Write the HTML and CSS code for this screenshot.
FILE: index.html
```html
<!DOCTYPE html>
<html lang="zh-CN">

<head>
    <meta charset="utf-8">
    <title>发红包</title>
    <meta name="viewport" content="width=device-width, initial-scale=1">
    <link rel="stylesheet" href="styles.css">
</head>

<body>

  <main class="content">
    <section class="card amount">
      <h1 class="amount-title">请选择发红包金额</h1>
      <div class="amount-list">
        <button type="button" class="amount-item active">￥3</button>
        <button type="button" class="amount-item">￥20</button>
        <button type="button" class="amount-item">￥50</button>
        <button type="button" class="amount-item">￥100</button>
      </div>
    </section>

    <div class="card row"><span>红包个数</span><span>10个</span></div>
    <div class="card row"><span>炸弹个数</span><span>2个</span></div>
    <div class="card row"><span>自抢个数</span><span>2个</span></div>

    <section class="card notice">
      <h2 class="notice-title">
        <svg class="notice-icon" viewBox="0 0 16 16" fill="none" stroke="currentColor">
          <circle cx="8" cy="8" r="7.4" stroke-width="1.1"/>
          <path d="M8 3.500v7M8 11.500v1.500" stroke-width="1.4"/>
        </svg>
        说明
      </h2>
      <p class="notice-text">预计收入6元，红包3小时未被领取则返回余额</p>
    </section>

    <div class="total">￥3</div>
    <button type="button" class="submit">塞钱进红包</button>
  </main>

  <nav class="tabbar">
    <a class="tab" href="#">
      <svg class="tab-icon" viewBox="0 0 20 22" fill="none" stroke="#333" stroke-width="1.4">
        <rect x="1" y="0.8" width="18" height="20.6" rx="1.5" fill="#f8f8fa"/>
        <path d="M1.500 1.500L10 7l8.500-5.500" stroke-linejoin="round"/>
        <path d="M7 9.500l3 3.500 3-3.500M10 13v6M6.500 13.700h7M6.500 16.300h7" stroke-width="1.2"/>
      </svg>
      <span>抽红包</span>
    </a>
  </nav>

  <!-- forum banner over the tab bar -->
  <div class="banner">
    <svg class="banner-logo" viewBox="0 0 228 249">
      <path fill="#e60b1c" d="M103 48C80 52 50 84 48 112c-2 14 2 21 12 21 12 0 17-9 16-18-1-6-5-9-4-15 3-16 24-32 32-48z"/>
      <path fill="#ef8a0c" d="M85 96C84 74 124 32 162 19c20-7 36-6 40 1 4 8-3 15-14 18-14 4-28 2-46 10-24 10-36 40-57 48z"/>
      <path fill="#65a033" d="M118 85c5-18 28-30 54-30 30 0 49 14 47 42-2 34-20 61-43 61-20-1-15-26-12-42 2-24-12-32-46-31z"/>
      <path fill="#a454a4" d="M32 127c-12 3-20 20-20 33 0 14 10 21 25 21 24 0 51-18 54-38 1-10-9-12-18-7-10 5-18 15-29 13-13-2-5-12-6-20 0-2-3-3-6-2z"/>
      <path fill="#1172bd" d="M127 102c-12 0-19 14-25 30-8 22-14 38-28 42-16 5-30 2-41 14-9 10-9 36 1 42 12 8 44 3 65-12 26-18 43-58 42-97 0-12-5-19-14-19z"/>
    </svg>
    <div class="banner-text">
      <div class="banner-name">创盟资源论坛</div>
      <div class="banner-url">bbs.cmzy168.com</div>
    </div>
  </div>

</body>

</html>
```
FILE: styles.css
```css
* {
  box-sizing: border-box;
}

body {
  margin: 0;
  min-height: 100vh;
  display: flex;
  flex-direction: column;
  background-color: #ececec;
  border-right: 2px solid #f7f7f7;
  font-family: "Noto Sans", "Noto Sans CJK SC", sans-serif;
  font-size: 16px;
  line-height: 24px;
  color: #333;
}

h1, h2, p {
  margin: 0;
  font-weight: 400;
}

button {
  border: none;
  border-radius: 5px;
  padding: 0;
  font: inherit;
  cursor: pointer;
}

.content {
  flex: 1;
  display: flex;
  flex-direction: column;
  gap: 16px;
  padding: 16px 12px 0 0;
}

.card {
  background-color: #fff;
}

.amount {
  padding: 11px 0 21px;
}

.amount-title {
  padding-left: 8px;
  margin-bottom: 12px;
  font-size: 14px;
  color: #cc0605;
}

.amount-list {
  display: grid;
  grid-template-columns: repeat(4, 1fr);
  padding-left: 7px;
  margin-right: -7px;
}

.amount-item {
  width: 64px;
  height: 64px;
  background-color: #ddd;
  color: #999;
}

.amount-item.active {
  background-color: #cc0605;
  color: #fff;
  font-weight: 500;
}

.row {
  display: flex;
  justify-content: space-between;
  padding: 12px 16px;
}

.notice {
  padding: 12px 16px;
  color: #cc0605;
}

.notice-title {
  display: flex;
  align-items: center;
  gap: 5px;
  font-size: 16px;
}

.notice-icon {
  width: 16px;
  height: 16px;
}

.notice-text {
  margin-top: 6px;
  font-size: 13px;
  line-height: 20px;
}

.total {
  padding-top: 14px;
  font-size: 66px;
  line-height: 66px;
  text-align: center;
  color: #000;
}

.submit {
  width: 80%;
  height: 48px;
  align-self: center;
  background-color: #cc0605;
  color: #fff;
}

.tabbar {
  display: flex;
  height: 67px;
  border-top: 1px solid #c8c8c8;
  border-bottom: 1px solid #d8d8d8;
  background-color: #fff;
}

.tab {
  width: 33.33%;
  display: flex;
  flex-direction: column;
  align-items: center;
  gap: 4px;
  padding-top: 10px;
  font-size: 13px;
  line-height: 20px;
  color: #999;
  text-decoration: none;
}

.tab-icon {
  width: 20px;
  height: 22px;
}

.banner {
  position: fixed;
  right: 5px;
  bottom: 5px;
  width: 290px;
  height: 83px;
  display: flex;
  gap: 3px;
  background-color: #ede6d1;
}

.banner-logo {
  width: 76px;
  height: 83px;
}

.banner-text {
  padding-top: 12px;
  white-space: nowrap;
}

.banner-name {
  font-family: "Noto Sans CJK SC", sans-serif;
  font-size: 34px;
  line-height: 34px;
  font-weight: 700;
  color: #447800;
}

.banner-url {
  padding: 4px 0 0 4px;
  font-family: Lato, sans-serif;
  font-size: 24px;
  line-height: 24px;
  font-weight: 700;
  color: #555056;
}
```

☆ ☆ ☆ ☆ ☆

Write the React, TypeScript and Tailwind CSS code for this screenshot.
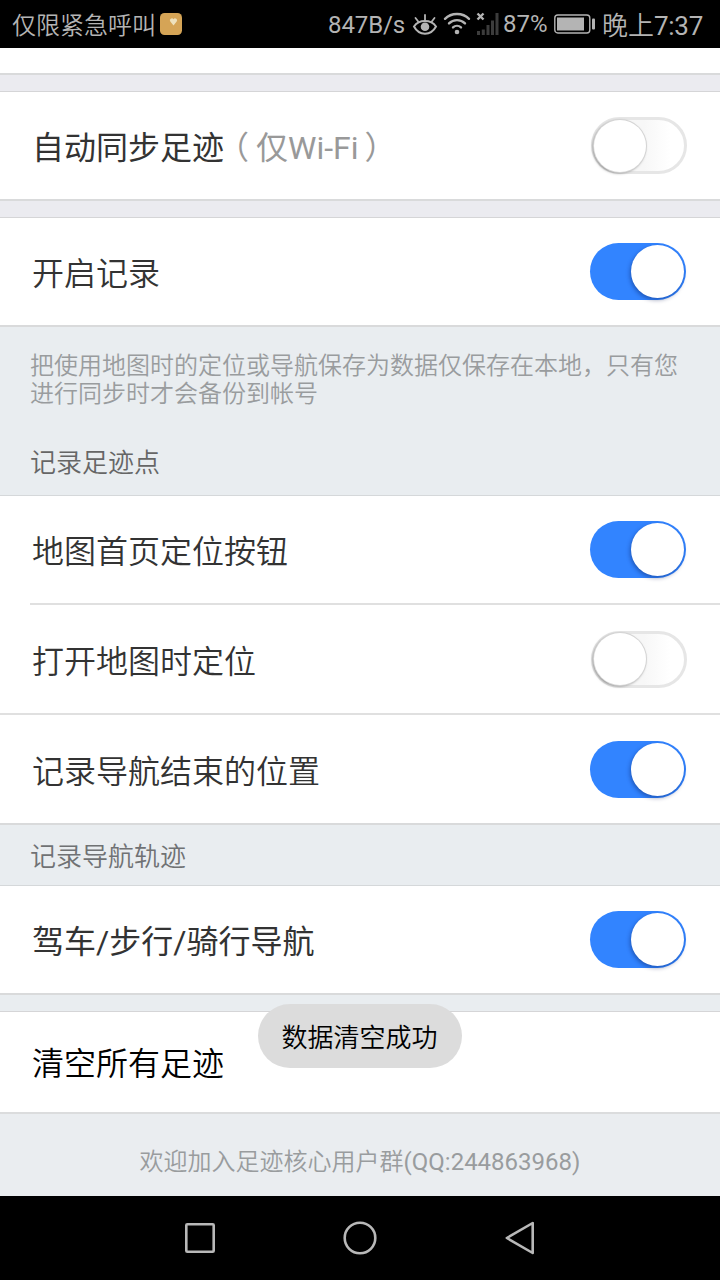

☆ ☆ ☆ ☆ ☆

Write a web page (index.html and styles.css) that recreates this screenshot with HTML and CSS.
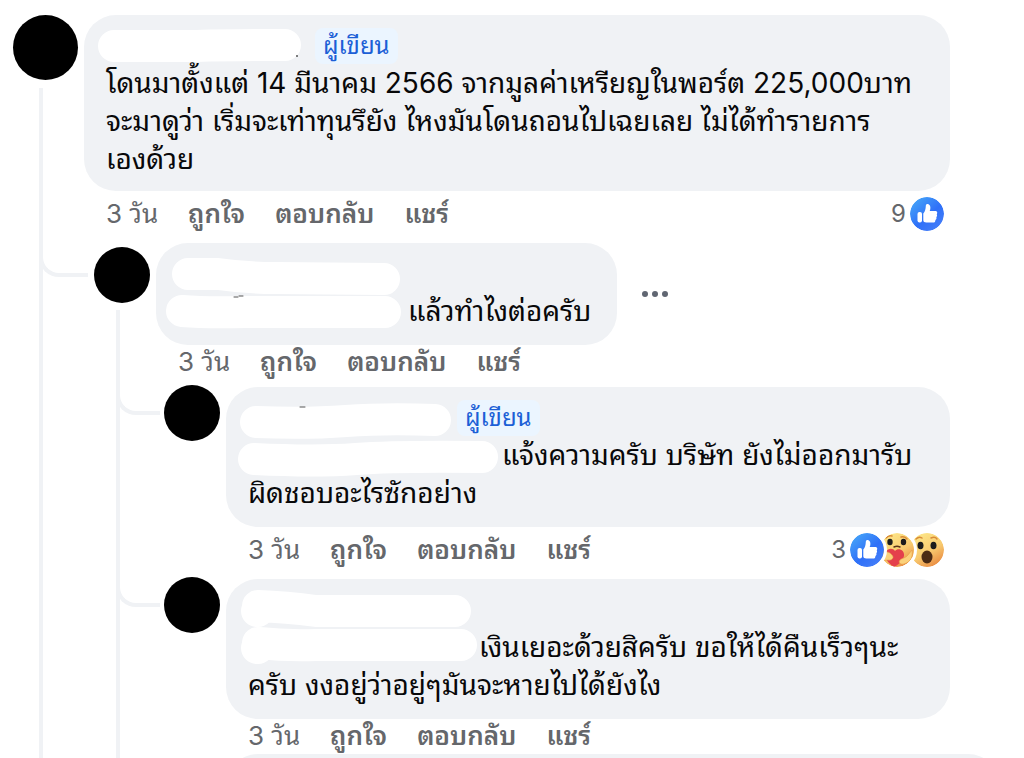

☆ ☆ ☆ ☆ ☆

_What to produce:_ Pull every line containing "screenshot" from the material above.

_Completed task:_
Write the HTML and CSS code for this screenshot.
Write the React, TypeScript and Tailwind CSS code for this screenshot.
Write a web page (index.html and styles.css) that recreates this screenshot with HTML and CSS.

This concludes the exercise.